In another mode the edges 16 may be pointed 16a or 16b to achieve a greater lock on bolt 25.
As will be appreciated, the invention may be readily practiced by employing a variety of bindings, shoes and ski structures in connection with the coupling device.
It likewise will be appreciated that more than one coupling or seperateable joint could be incorporated in a ski so as to effect compactness in handling and storage of disassembled ski segments.
In describing the invention the preferred embodiment has been described, modifications are possible and various modes within the spirit of the invention may be devised by those skilled in the art. These are all covered by the appended claims.

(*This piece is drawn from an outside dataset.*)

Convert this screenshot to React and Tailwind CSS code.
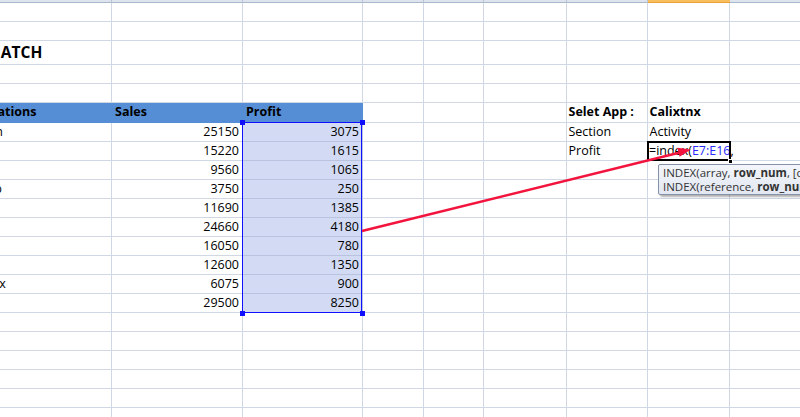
import React from "react";

const COLS = [
  "w-[156px]",
  "w-[131px]",
  "w-[120px]",
  "w-[61px]",
  "w-[60px]",
  "w-[83px]",
  "w-[81px]",
  "w-[82px]",
  "w-[130px]",
];

const DATA = [
  ["WePlan", 25150, 3075],
  ["Slack", 15220, 1615],
  ["Trello", 9560, 1065],
  ["Hitmap", 3750, 250],
  ["Asana", 11690, 1385],
  ["Zoom", 24660, 4180],
  ["Gmail", 16050, 780],
  ["Jira", 12600, 1350],
  ["Toolbox", 6075, 900],
  ["Skype", 29500, 8250],
];

const Cell = ({ i, line = "border-[#d0d7e5]", className = "", children }) => (
  <div
    className={`${COLS[i]} shrink-0 h-full flex items-center whitespace-nowrap border-r border-b ${line} ${className}`}
  >
    {children}
  </div>
);

const EmptyRow = ({ h = "h-[19px]" }) => (
  <div className={`flex ${h}`}>
    {COLS.map((_, i) => (
      <Cell key={i} i={i} />
    ))}
  </div>
);

const ColumnStrip = () => (
  <div className="flex h-[3px]">
    {COLS.map((_, i) =>
      i === 7 ? (
        <div key={i} className={`${COLS[i]} shrink-0 h-full bg-[#f8bd5c] border-b border-[#e9a23a]`} />
      ) : (
        <div
          key={i}
          className={`${COLS[i]} shrink-0 h-full bg-[#dde4ee] border-r border-b border-r-[#b9c5d5] border-b-[#a9b9cd]`}
        />
      )
    )}
  </div>
);

const FormulaCell = () => (
  <div className={`${COLS[7]} shrink-0 h-full relative z-10 flex items-center whitespace-nowrap border-r border-b border-[#d0d7e5] pl-[1px]`}>
    <span>
      =index(<span className="text-[#2a2aff]">E7:E16</span>,
    </span>
    <div className="absolute left-[-1px] top-[-1px] right-[-2px] bottom-[-1px] border-2 border-black" />
    <div className="absolute right-[-4px] bottom-[-4px] w-[5px] h-[5px] bg-black border border-white" />
  </div>
);

const Sheet = () => (
  <div className="relative w-[800px] h-[417px] overflow-hidden bg-white font-['Open_Sans',sans-serif] text-[12.5px] text-black">
    <div className="ml-[-44px] flex flex-col">
      <ColumnStrip />
      <EmptyRow />
      <EmptyRow />
      <div className="flex h-[24px]">
        <Cell i={0} className="pl-[3px] font-bold text-[15.5px]">
          <span className="ml-[-25px]">INDEX MATCH</span>
        </Cell>
        {COLS.slice(1).map((_, i) => (
          <Cell key={i} i={i + 1} />
        ))}
      </div>
      <EmptyRow />
      <EmptyRow />

      {/* table header */}
      <div className="flex h-[20px]">
        <Cell i={0} line="border-[#558ed5]" className="bg-[#558ed5] pl-[3px] font-bold">
          Applications
        </Cell>
        <Cell i={1} line="border-[#558ed5]" className="bg-[#558ed5] pl-[3px] font-bold">
          Sales
        </Cell>
        <Cell i={2} line="border-[#558ed5]" className="bg-[#558ed5] pl-[3px] font-bold">
          Profit
        </Cell>
        <Cell i={3} />
        <Cell i={4} />
        <Cell i={5} />
        <Cell i={6} className="pl-[1.5px] font-bold">
          Selet App :
        </Cell>
        <Cell i={7} className="pl-[1.5px] font-bold">
          Calixtnx
        </Cell>
        <Cell i={8} />
      </div>

      {DATA.map(([name, sales, profit], r) => (
        <div key={name} className="flex h-[19px]">
          <Cell i={0} className="pl-[3px]">
            {name}
          </Cell>
          <Cell i={1} className="justify-end pr-[3px]">
            {sales}
          </Cell>
          <Cell i={2} line="border-[#b9c3df]" className="justify-end pr-[3px] bg-[#d3dbf4]">
            {profit}
          </Cell>
          <Cell i={3} />
          <Cell i={4} />
          <Cell i={5} />
          <Cell i={6} className="pl-[1.5px]">
            {r === 0 ? "Section" : r === 1 ? "Profit" : ""}
          </Cell>
          {r === 1 ? (
            <FormulaCell />
          ) : (
            <Cell i={7} className="pl-[1.5px]">
              {r === 0 ? "Activity" : ""}
            </Cell>
          )}
          <Cell i={8} />
        </div>
      ))}

      <EmptyRow />
      <EmptyRow />
      <EmptyRow />
      <EmptyRow />
      <EmptyRow />
      <EmptyRow />
    </div>

    {/* selected range outline */}
    <div className="absolute left-[242px] top-[122px] w-[120px] h-[191px] border-[1.5px] border-[#1010ff] pointer-events-none">
      <div className="absolute left-[-3.5px] top-[-3.5px] w-[5px] h-[5px] bg-[#1010ff]" />
      <div className="absolute right-[-3.5px] top-[-3.5px] w-[5px] h-[5px] bg-[#1010ff]" />
      <div className="absolute left-[-3.5px] bottom-[-3.5px] w-[5px] h-[5px] bg-[#1010ff]" />
      <div className="absolute right-[-3.5px] bottom-[-3.5px] w-[5px] h-[5px] bg-[#1010ff]" />
    </div>

    {/* function tooltip */}
    <div className="absolute left-[658px] top-[164px] w-[180px] h-[31px] z-20 rounded-[2px] border border-[#8592a8] bg-gradient-to-b from-[#f3f5fa] to-[#e2e7f1] shadow-[2px_2px_2px_rgba(0,0,0,0.3)] pl-[4px] pt-[1px] text-[11.5px] leading-[14px] text-[#333] whitespace-nowrap">
      <div>
        INDEX(array, <b>row_num</b>, [column_num])
      </div>
      <div>
        INDEX(reference, <b>row_num</b>, [column_num], [area_num])
      </div>
    </div>

    {/* arrow */}
    <svg className="absolute left-0 top-0 z-30 pointer-events-none" width="800" height="417">
      <line x1="362" y1="231" x2="680" y2="152.5" stroke="#f3143e" strokeWidth="2.5" />
      <polygon points="691,149.5 679.6,156.8 677.3,147.8" fill="#f3143e" />
    </svg>
  </div>
);

export default function App() {
  return <Sheet />;
}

1. A segmented ski comprizing several segments;
- a fore segment;
- a generally "V" shaped male block located in the rear of the fore segment;
- a rear segment;
- a generally "V" shaped female block located in the fore end of the immediate rear segment;
- at least three internally threaded ferrels on said rear block to receive machine screws, and lock the segments together;
- a slot in each ferrel wall;
- a metal plate on said fore section block with as many openings as ferrels in said rear block;
- a moveable upper metal plate with the same number of openings said upper plates connected to an adjustable metal hasp;
- and means for adjusting the metal hasp so that the upper plate slips over the ferrels and the edge of the upper plate engages the machine screws through the slots of the ferrels.
2. A segment ski coupling device as described in claim 1 in which the adjusting hasp means is a screw whose head is outside a slot, larger than said slot said head being and which can be adjustably rotated to lengthen or shorten the distance the upper metal plate travels when the adjusting means is depressed.